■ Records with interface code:
+-------+

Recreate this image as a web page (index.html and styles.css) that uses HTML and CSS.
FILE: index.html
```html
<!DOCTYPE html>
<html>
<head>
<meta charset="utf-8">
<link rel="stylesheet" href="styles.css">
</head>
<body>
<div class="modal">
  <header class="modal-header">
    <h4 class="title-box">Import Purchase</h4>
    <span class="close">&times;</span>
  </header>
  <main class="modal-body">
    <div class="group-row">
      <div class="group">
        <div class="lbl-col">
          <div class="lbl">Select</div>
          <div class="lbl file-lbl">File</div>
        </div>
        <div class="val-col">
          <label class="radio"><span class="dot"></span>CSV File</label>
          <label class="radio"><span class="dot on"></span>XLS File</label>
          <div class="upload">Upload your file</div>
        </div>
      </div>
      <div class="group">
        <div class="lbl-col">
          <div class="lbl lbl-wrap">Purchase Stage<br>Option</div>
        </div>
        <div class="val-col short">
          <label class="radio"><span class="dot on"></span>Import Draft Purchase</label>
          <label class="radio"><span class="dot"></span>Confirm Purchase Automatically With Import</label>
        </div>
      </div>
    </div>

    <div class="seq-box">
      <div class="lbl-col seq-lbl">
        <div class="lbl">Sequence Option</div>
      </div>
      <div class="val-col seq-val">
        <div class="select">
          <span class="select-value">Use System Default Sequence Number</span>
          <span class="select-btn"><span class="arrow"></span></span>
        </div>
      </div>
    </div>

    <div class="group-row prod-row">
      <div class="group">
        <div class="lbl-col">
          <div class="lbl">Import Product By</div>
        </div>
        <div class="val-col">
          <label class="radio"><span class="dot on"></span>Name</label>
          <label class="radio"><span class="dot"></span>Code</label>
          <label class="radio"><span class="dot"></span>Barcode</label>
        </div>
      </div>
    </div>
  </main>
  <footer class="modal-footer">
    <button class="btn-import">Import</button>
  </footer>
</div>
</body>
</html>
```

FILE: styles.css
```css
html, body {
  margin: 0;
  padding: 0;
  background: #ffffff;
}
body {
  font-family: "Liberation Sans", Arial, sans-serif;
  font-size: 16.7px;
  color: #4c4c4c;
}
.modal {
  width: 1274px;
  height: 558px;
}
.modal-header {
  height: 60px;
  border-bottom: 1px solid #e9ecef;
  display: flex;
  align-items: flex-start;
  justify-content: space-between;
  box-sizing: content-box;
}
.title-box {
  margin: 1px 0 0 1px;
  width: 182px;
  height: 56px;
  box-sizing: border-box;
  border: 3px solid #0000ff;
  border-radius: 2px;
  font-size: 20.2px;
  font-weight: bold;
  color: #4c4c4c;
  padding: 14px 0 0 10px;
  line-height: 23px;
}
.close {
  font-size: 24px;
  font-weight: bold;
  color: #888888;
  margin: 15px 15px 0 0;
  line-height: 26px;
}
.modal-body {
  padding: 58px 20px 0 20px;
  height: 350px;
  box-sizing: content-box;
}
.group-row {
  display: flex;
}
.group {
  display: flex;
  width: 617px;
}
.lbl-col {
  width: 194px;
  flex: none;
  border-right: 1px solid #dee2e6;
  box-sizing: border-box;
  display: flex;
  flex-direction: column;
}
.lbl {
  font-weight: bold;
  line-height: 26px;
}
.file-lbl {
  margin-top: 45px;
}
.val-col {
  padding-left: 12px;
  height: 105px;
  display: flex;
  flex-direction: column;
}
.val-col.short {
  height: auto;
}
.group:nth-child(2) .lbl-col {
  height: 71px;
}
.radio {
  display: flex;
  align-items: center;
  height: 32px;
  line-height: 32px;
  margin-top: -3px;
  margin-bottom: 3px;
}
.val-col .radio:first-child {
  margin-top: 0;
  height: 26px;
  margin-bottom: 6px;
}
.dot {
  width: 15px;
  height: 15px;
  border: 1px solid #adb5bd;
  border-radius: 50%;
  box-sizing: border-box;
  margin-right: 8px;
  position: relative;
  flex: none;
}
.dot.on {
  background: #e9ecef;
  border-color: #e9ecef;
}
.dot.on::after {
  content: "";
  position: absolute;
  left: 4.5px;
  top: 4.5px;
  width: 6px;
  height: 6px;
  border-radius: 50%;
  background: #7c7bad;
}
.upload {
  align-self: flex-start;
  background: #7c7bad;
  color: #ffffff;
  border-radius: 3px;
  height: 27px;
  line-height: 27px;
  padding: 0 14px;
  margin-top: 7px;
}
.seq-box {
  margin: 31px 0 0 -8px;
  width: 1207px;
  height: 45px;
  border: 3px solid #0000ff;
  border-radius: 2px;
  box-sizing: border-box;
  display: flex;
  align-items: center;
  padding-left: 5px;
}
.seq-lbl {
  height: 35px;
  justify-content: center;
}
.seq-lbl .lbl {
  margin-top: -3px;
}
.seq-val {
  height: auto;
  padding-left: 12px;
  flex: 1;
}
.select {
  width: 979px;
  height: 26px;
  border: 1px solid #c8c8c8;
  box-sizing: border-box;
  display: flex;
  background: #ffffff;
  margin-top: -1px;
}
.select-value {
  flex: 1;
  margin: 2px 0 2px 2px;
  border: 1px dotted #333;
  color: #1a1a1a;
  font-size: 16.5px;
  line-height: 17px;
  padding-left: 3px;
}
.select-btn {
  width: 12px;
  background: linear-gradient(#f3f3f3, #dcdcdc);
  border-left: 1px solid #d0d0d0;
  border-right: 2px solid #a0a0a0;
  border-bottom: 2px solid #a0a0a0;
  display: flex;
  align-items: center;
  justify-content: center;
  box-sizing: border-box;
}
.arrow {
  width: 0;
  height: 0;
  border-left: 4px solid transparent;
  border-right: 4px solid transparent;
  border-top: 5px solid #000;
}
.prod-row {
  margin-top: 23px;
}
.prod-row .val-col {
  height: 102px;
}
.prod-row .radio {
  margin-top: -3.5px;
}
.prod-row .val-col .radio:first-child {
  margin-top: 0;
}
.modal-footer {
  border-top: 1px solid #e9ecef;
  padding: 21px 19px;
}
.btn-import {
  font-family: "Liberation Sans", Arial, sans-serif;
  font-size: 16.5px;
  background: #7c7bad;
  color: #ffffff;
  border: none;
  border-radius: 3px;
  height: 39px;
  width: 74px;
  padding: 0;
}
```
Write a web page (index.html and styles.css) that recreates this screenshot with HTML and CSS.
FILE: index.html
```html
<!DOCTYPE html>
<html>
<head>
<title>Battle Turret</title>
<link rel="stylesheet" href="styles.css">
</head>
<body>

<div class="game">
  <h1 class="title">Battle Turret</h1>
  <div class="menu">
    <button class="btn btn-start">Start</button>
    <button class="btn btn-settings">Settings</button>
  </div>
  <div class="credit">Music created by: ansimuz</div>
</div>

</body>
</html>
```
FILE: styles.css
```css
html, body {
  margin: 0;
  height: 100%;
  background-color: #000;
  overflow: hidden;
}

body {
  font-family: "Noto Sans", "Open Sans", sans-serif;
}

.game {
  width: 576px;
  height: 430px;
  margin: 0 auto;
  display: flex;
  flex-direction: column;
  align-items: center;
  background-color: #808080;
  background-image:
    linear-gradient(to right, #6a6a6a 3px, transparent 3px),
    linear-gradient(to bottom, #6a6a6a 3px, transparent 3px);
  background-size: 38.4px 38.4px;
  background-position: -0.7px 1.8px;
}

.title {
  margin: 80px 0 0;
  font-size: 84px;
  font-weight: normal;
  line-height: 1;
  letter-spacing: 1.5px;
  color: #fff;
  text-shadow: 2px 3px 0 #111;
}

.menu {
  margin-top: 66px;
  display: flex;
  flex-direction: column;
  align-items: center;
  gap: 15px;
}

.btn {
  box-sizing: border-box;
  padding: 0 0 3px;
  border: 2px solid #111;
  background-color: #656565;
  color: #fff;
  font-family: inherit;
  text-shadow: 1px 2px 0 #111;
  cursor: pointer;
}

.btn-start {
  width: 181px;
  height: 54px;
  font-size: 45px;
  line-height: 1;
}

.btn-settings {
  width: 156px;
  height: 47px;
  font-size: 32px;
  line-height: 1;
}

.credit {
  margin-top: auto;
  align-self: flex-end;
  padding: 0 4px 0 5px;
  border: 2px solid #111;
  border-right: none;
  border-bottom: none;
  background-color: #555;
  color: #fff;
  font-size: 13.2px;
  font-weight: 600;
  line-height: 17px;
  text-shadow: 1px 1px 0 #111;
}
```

+-------+

All lines from the one with "Write a web" through the final line above are to be quoted exactly; quote no other line.

Write a web page (index.html and styles.css) that recreates this screenshot with HTML and CSS.
FILE: index.html
```html
<!DOCTYPE html>
<html>
<head>
<title>Battle Turret</title>
<link rel="stylesheet" href="styles.css">
</head>
<body>

<div class="game">
  <h1 class="title">Battle Turret</h1>
  <div class="menu">
    <button class="btn btn-start">Start</button>
    <button class="btn btn-settings">Settings</button>
  </div>
  <div class="credit">Music created by: ansimuz</div>
</div>

</body>
</html>
```
FILE: styles.css
```css
html, body {
  margin: 0;
  height: 100%;
  background-color: #000;
  overflow: hidden;
}

body {
  font-family: "Noto Sans", "Open Sans", sans-serif;
}

.game {
  width: 576px;
  height: 430px;
  margin: 0 auto;
  display: flex;
  flex-direction: column;
  align-items: center;
  background-color: #808080;
  background-image:
    linear-gradient(to right, #6a6a6a 3px, transparent 3px),
    linear-gradient(to bottom, #6a6a6a 3px, transparent 3px);
  background-size: 38.4px 38.4px;
  background-position: -0.7px 1.8px;
}

.title {
  margin: 80px 0 0;
  font-size: 84px;
  font-weight: normal;
  line-height: 1;
  letter-spacing: 1.5px;
  color: #fff;
  text-shadow: 2px 3px 0 #111;
}

.menu {
  margin-top: 66px;
  display: flex;
  flex-direction: column;
  align-items: center;
  gap: 15px;
}

.btn {
  box-sizing: border-box;
  padding: 0 0 3px;
  border: 2px solid #111;
  background-color: #656565;
  color: #fff;
  font-family: inherit;
  text-shadow: 1px 2px 0 #111;
  cursor: pointer;
}

.btn-start {
  width: 181px;
  height: 54px;
  font-size: 45px;
  line-height: 1;
}

.btn-settings {
  width: 156px;
  height: 47px;
  font-size: 32px;
  line-height: 1;
}

.credit {
  margin-top: auto;
  align-self: flex-end;
  padding: 0 4px 0 5px;
  border: 2px solid #111;
  border-right: none;
  border-bottom: none;
  background-color: #555;
  color: #fff;
  font-size: 13.2px;
  font-weight: 600;
  line-height: 17px;
  text-shadow: 1px 1px 0 #111;
}
```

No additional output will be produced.